I loved the movies then and I love them now. And even though Clint Eastwood and Harrison Ford were a couple of my big-screen favorites, I knew my place in show business was to become one of the next generation of song and dance men.
My college performing career was moving along in a stellar fashion when I noticed something fearful creeping into my psyche. My teachers were telling us students that unless we made it really big in show business; we could expect to live out our lives living under a park bench somewhere in Beverly Hills or Central Park. I knew I wanted a family and would have the pressure of providing for them regardless of my career choice and so certain voices in my mind began to speak louder than others. So, eventually I changed my major to business and accounting.

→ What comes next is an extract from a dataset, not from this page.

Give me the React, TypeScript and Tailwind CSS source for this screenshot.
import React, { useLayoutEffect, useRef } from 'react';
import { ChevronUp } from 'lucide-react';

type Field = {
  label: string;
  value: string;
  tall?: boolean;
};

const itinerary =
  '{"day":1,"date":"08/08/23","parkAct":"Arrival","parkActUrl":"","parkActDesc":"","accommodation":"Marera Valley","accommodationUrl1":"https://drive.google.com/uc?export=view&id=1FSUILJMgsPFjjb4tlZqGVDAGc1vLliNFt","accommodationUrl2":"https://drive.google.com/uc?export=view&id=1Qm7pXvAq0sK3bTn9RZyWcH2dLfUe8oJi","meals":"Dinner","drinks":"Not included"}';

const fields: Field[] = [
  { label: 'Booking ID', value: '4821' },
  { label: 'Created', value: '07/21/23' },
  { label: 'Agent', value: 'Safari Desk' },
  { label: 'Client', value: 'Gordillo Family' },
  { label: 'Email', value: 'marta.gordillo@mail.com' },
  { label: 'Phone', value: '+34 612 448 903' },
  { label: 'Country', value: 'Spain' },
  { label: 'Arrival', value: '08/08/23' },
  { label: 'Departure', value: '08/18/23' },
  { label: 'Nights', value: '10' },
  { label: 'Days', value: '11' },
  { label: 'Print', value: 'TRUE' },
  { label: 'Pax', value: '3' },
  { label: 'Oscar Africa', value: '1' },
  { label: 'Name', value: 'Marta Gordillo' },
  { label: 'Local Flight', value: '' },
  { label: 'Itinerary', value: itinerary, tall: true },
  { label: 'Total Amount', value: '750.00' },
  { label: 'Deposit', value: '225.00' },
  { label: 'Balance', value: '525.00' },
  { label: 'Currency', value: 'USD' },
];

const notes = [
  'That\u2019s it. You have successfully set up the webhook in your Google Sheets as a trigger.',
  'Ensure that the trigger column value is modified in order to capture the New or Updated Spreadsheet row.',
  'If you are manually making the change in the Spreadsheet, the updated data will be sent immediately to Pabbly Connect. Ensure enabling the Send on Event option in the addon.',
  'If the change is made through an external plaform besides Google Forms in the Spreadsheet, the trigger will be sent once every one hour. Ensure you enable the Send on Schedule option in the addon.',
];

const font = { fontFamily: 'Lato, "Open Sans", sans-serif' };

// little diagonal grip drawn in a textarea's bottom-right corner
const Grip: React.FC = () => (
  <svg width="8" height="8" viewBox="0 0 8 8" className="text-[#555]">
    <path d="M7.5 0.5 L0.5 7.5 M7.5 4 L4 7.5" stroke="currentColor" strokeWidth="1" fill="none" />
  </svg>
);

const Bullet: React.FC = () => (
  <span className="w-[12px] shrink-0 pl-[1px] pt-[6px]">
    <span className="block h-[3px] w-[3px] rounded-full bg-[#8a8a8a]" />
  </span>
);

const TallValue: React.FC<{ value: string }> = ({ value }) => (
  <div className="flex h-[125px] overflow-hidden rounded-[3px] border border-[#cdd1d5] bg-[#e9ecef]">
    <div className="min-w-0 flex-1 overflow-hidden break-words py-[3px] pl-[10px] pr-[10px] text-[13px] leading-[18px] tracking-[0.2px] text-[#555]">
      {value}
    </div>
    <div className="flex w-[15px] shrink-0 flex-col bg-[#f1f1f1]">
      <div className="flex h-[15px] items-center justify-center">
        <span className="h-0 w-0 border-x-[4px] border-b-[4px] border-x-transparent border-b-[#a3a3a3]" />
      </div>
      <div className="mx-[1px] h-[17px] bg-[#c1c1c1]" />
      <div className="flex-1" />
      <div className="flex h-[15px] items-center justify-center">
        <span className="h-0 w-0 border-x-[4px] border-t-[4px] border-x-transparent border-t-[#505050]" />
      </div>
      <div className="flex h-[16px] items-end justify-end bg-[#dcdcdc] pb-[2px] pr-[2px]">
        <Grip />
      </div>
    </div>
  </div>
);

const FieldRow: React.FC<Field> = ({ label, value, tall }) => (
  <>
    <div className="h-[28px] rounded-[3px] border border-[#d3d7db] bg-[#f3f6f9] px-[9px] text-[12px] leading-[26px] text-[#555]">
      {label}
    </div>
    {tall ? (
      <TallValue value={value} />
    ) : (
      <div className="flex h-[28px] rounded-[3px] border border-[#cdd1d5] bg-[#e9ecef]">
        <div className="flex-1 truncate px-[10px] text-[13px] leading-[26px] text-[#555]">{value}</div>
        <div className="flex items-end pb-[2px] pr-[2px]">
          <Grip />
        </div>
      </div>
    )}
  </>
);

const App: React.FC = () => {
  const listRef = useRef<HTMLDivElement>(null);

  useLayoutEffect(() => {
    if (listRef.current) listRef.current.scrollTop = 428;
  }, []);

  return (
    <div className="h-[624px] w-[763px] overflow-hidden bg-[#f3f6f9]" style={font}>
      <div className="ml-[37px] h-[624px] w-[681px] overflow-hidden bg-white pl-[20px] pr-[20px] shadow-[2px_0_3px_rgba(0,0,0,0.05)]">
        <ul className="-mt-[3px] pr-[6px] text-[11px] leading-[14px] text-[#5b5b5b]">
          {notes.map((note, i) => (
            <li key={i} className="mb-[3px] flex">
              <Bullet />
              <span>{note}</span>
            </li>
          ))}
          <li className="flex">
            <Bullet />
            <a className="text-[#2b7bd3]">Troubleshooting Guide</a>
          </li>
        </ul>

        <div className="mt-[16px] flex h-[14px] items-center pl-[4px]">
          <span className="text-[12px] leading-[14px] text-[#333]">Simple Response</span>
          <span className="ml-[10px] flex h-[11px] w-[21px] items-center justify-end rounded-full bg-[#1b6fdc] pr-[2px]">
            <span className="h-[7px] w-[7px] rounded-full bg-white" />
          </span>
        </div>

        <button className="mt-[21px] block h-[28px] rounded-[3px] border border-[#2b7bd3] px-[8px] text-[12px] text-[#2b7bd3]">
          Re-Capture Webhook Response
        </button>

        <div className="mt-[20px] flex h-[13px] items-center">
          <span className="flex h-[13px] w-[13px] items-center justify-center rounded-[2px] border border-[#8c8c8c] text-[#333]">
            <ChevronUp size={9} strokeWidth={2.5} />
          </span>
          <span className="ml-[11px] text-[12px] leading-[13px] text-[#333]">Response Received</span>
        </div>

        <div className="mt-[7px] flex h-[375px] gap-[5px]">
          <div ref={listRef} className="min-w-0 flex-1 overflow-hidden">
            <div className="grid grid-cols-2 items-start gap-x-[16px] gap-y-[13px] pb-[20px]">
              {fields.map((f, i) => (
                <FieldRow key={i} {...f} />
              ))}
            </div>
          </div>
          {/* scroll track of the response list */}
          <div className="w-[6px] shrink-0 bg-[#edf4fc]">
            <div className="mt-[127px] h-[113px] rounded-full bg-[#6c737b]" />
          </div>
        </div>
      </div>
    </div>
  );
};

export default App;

Now some of you might say, so what? But here is something fascinating to consider; at least fascinating to me. First, I am the fourth generation in a line of businessmen/accountants. My dad, grandpa and great-grandfather were all accountant/businessmen. Knowing that factoid makes it easier to understand why I ultimately chose accounting as opposed to something else. But there is another tragic irony. And that is, Second, each of these men were talented performers in their own right and yet they each sold out for a “marketable skill” as they, and others often did. I find that fact particularly sad when I consider it.
Even though I have had what I would consider a successful finance and accounting career; a career any mother would be proud of for her son, I have often wondered with great emotion, what it might have been like if I had stayed true to my dream.

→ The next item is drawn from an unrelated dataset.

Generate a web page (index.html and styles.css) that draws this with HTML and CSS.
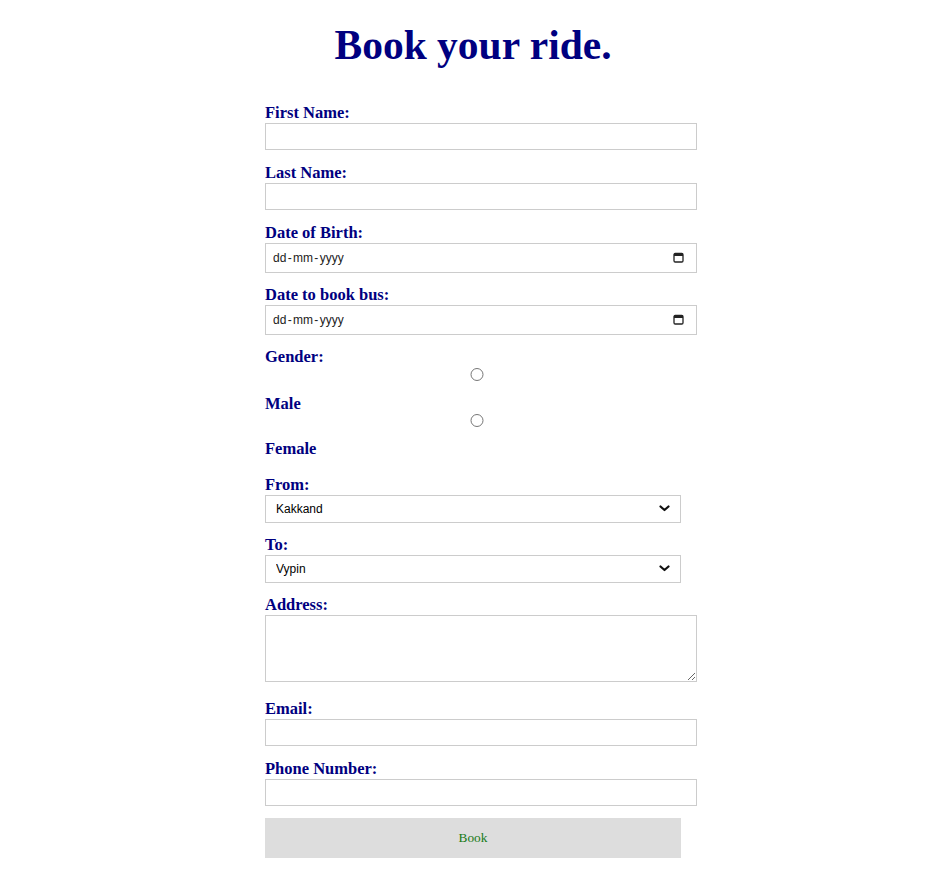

What if a teacher or mentor had taken me aside and explained to me, “Kid, show business is a tough business, but what business is easy? Let me show you how you can make more than just a so-so living as a performer, let me show you how you can support a family in show business. Let me show you the business model of show business; the business of the business as they say.” What if I had someone, anyone take a real interest in seeing me succeed?

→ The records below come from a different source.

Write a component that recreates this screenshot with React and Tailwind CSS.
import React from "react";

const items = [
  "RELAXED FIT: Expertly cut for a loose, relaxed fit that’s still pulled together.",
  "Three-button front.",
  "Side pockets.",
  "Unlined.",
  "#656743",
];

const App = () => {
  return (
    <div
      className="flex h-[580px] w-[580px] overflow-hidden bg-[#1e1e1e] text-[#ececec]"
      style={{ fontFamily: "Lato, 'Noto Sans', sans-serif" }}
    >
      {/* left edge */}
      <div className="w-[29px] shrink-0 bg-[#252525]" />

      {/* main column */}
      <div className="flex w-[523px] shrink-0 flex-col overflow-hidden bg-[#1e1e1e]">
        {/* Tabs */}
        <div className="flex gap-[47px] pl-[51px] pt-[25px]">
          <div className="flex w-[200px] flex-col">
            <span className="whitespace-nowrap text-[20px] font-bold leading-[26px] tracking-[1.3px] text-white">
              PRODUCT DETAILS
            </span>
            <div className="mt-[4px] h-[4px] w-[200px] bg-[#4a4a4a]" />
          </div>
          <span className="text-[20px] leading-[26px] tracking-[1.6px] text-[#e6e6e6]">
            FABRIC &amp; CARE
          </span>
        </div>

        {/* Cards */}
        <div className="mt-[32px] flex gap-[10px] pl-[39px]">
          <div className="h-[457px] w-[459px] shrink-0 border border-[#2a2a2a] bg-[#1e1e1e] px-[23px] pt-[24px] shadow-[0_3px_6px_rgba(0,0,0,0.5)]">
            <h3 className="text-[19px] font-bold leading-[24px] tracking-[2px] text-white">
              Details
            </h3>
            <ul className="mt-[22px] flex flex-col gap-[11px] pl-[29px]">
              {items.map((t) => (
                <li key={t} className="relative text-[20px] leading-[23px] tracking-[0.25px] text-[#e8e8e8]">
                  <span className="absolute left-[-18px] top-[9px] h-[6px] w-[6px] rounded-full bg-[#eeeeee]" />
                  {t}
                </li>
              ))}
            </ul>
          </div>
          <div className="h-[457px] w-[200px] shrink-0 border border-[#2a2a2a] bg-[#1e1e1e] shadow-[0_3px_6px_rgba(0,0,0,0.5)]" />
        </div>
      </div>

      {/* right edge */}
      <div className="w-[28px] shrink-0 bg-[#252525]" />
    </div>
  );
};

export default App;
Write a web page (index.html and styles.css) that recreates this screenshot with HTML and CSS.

Would I have chosen to stick it out? Who knows? Would I have ended up under a park bench, homeless and destitute? I doubt it. The fact is, I made another choice and went a different direction, and unfortunately, I have spent way too much energy second guessing that choice for over thirty years, even though I did get into the business of show business for a number of years as a finance executive for The Walt Disney Company.
I even got to be “Goofy” at Disneyland for a day.
Since then, I have more than compensated for my desire to be in front of an audience by doing a lot of public speaking, classroom teaching, as well as workshop and seminar facilitating. It satiates my need for applause and adulation. However, nothing still gets me really going like Jimmy Cagney hoofin’ to Yankee Doodle Dandy.
So what am I getting at? Simple. Stay true to your dreams. Don’t ever let anyone convince you otherwise. And in the immortal words of Winston Churchill, “Never give up. Never give up. Never, Never give up.”